The program includes Saturday prep sessions for students, and vertical team meetings to try and align pre-AP teachers (such as in the middle school) and AP teachers on how best to prepare students, Orlov said. It also features seven to nine days of professional development a year for teachers, which Orlov called “just an enormous amount of high-quality professional development compared to what most teachers get.”

The teachers union

However, the Dedham teachers union strongly objects to the program, especially the attached pay from an outside organization that is apart from its contract. “In our eyes, it’s certainly not worth the price of destroying our collective bargaining,” said the union’s president, Tim Dwyer. 

Administrators did not respond to the Transcript’s request to attend the March prep session, which would have provided an up-close look at the program.

Valedictorian Matthew Mariano, who took four AP classes this year, said he went to calculus and physics Saturday prep sessions but did not find them “very helpful. I felt the calculus one was a waste of time and I felt that a Saturday was not enough time to effectively review physics.”

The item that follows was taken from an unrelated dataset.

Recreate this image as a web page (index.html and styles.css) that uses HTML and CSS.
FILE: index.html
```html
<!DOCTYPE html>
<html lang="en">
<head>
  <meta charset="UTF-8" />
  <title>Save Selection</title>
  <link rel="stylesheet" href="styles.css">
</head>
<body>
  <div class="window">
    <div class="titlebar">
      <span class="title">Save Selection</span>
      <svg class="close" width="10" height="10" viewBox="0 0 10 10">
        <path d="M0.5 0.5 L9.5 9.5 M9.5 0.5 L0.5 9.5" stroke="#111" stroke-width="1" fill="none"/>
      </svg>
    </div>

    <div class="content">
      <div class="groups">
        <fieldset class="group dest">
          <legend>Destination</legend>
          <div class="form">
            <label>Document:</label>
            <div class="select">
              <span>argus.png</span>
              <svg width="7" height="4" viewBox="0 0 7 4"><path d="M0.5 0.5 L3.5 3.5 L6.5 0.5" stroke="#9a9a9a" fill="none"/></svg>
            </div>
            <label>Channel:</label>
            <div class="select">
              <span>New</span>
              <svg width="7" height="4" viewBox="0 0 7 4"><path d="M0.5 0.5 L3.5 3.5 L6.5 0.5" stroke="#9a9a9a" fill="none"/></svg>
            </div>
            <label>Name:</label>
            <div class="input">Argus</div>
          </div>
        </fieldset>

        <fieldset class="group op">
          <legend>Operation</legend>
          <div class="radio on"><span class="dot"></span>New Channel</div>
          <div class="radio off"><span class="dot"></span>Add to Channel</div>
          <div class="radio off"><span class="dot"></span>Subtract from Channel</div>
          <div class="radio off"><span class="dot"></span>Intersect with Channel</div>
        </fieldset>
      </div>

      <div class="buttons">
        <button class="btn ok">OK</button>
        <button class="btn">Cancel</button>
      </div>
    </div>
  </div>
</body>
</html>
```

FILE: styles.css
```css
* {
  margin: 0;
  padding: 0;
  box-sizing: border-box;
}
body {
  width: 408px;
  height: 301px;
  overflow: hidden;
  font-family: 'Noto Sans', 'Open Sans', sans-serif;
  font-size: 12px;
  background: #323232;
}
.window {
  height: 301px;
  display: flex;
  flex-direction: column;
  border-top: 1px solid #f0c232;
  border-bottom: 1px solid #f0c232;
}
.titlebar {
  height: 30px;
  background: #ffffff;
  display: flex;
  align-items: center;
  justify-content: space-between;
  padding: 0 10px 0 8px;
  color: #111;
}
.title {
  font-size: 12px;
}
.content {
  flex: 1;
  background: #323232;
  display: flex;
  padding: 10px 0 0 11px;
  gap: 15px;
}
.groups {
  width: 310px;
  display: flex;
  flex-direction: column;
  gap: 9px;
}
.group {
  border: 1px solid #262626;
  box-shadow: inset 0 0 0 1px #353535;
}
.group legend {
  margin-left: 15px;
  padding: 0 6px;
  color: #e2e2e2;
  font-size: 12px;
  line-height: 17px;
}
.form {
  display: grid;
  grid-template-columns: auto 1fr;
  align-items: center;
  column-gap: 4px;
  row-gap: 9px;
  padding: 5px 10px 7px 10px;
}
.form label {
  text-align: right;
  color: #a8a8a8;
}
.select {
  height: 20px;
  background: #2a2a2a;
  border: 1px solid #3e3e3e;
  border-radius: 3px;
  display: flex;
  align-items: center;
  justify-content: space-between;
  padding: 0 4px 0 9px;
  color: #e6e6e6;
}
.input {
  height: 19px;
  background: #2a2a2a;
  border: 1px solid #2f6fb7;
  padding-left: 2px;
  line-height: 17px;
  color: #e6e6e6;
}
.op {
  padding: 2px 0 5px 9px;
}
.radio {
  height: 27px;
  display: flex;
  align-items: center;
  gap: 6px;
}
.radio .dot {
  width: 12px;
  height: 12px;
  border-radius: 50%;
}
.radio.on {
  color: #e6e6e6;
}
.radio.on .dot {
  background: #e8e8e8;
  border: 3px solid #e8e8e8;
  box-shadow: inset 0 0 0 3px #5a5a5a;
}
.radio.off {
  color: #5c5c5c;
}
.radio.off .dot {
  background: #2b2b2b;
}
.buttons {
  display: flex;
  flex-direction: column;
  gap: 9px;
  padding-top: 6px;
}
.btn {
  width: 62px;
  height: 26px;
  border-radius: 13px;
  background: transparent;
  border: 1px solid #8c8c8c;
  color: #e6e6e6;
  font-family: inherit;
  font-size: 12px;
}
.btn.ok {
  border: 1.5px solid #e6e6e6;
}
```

“I like the idea of the $100 because I’m broke, but I feel that it is a shameless bribe for kids to take AP classes,” Mariano said in an e-mail, adding that “kids should be self-motivated” to take them.

Salutatorian Carmine Ballarano said the sessions he attended for chemistry and calculus on three different Saturdays were useful, and that those two exams, when he took them in May, turned out to be “much easier than I thought.”

“If I didn’t have those sessions, I would have had to do more review. They were good,” said Ballarano, who took a total of four AP courses this year.

He said the lure of $100 motivated him especially for the English literature and composition test.

“I’m not really planning to do anything with English in college,” Ballarano said, “but I kind of wanted to get a 3 so I can get $100 out of it.”